**Requirement:** Count up the lines in the following listing that hold the word "components", then give only that count.

**Data excerpt:**

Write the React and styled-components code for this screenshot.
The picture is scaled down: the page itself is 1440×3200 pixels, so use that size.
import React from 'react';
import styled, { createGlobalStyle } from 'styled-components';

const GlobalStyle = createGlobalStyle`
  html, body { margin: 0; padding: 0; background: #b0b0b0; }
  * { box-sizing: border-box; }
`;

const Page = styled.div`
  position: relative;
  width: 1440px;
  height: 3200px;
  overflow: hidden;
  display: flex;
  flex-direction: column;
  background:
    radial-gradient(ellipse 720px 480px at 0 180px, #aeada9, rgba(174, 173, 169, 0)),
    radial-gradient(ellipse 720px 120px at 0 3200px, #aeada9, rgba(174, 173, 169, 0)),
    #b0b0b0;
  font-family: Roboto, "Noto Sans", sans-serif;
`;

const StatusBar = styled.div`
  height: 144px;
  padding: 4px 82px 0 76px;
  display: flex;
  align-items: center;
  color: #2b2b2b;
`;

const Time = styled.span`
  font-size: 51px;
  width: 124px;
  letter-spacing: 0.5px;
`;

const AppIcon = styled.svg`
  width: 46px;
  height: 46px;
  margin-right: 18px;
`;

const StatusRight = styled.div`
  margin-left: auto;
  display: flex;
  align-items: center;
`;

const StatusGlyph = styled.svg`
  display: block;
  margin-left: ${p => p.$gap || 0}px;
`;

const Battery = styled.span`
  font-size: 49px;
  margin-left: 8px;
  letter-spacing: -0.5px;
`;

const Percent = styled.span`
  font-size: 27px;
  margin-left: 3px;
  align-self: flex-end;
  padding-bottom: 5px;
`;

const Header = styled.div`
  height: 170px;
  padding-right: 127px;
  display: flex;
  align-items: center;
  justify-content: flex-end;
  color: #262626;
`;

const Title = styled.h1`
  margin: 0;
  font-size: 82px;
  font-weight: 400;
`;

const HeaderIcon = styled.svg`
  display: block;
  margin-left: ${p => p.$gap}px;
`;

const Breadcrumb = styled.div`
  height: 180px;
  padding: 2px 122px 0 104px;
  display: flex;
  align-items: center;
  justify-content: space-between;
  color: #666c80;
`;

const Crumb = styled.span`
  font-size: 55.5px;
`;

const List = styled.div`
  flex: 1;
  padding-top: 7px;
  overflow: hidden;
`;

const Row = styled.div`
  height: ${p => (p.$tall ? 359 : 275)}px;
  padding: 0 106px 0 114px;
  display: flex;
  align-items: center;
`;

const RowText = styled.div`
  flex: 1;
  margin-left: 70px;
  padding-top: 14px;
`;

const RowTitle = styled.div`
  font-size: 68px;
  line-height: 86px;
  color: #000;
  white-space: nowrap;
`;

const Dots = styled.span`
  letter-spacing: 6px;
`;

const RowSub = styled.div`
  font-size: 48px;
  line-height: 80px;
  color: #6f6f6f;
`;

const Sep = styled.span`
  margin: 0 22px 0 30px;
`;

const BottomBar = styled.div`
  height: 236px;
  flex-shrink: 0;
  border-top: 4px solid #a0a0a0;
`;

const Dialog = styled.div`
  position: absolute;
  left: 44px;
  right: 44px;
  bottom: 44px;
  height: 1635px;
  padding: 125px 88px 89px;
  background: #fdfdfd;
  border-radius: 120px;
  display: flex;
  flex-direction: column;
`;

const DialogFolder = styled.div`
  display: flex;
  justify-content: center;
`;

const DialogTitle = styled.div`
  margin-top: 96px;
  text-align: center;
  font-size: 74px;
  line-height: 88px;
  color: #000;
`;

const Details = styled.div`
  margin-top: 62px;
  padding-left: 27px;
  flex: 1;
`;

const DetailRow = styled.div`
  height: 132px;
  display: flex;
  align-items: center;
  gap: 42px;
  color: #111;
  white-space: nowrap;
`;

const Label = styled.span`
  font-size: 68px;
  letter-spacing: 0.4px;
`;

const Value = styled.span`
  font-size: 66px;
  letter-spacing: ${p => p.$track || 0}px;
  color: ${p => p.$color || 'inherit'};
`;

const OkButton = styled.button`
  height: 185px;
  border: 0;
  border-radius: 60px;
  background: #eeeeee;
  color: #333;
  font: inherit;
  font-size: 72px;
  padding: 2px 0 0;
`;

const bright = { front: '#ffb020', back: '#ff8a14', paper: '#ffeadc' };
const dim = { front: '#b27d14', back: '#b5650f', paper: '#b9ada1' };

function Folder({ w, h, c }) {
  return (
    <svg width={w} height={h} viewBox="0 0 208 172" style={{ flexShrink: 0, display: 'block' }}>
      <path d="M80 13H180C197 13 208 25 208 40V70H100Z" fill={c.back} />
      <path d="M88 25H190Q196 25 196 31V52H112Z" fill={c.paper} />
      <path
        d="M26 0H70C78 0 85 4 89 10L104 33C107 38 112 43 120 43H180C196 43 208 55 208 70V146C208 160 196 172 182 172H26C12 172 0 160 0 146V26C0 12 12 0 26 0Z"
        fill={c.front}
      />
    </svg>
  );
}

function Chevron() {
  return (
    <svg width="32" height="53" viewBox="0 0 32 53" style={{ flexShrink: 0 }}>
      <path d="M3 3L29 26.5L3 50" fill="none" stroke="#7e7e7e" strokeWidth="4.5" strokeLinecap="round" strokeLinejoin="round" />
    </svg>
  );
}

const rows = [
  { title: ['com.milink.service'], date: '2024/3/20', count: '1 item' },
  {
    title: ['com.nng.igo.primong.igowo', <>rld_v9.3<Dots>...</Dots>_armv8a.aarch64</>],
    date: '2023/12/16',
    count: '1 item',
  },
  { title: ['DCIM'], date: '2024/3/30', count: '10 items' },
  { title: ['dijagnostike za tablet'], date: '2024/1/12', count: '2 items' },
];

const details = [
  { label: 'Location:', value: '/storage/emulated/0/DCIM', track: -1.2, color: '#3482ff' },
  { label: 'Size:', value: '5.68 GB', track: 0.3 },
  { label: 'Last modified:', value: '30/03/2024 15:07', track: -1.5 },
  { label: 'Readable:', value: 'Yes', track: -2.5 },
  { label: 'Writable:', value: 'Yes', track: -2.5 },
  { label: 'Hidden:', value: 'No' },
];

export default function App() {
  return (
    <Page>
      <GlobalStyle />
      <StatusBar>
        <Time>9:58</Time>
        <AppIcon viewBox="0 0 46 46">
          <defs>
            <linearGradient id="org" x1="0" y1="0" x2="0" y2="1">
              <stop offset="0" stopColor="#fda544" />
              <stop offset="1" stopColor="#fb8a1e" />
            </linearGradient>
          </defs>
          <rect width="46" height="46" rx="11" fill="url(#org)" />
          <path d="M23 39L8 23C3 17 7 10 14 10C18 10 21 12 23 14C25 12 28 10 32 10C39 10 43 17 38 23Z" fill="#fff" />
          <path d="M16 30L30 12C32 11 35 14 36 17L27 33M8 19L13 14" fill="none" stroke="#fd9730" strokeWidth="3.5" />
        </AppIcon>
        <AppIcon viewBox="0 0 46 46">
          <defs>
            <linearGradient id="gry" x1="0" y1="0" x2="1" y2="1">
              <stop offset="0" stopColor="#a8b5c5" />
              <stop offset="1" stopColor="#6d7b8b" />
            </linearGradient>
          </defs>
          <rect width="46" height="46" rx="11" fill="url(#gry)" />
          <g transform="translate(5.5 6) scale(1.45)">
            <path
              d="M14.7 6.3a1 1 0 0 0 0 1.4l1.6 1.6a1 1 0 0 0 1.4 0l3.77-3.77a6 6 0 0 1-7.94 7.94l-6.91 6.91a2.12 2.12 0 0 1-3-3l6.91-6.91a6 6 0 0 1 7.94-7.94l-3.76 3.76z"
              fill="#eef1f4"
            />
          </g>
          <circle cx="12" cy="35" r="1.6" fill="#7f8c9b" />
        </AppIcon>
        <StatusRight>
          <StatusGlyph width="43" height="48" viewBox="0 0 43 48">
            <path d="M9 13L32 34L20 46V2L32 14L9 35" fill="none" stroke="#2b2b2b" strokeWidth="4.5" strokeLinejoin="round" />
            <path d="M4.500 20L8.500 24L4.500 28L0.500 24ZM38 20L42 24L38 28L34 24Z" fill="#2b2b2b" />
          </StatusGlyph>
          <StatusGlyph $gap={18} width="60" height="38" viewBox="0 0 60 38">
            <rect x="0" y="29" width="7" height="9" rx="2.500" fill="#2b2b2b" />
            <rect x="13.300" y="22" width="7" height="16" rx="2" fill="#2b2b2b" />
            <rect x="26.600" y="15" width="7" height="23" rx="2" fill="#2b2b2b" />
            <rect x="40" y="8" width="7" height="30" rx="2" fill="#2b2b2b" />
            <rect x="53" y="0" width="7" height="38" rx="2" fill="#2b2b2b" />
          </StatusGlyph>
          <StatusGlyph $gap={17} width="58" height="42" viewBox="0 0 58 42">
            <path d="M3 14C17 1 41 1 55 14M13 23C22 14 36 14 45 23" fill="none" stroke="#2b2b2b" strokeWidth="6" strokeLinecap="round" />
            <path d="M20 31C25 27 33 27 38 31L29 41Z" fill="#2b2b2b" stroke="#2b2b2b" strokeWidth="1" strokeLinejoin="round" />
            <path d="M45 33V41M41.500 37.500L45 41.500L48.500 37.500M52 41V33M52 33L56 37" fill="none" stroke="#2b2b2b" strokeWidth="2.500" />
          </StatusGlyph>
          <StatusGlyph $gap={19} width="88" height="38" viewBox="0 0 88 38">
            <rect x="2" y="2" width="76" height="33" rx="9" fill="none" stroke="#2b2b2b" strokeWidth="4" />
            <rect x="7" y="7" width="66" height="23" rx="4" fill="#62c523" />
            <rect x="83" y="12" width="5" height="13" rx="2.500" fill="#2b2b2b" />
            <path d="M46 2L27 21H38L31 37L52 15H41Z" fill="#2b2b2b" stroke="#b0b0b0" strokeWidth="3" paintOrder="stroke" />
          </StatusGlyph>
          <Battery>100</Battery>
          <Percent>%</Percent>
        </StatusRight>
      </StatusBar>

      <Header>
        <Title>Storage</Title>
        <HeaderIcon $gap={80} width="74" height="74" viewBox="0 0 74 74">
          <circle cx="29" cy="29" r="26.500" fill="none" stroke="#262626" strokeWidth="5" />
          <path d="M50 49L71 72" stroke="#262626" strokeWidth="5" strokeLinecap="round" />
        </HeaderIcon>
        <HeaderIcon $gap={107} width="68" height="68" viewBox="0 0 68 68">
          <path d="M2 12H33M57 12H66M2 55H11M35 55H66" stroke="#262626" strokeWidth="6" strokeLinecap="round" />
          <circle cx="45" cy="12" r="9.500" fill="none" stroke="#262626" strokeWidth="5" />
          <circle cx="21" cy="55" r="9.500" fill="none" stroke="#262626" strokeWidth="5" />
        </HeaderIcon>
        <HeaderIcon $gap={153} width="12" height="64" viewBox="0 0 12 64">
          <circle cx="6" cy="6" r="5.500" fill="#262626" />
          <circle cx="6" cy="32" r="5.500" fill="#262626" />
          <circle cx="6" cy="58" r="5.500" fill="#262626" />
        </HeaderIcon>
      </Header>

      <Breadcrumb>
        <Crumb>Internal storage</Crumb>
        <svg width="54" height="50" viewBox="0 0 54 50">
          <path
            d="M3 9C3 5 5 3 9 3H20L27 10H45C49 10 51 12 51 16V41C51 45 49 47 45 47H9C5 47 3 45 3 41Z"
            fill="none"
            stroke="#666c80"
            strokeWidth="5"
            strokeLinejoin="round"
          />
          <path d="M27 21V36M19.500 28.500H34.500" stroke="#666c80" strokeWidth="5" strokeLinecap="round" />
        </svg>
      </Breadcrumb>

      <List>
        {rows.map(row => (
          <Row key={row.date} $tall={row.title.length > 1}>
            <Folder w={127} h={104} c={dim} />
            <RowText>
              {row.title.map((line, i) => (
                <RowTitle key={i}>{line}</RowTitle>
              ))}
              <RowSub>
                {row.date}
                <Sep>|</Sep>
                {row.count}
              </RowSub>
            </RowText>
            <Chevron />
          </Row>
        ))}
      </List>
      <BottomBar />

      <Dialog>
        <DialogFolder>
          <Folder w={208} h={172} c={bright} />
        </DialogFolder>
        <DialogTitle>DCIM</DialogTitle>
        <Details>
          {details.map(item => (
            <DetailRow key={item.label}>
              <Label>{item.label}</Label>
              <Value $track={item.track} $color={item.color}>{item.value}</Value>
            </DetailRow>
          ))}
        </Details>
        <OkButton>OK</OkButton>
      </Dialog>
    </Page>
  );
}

**Complete output:** 2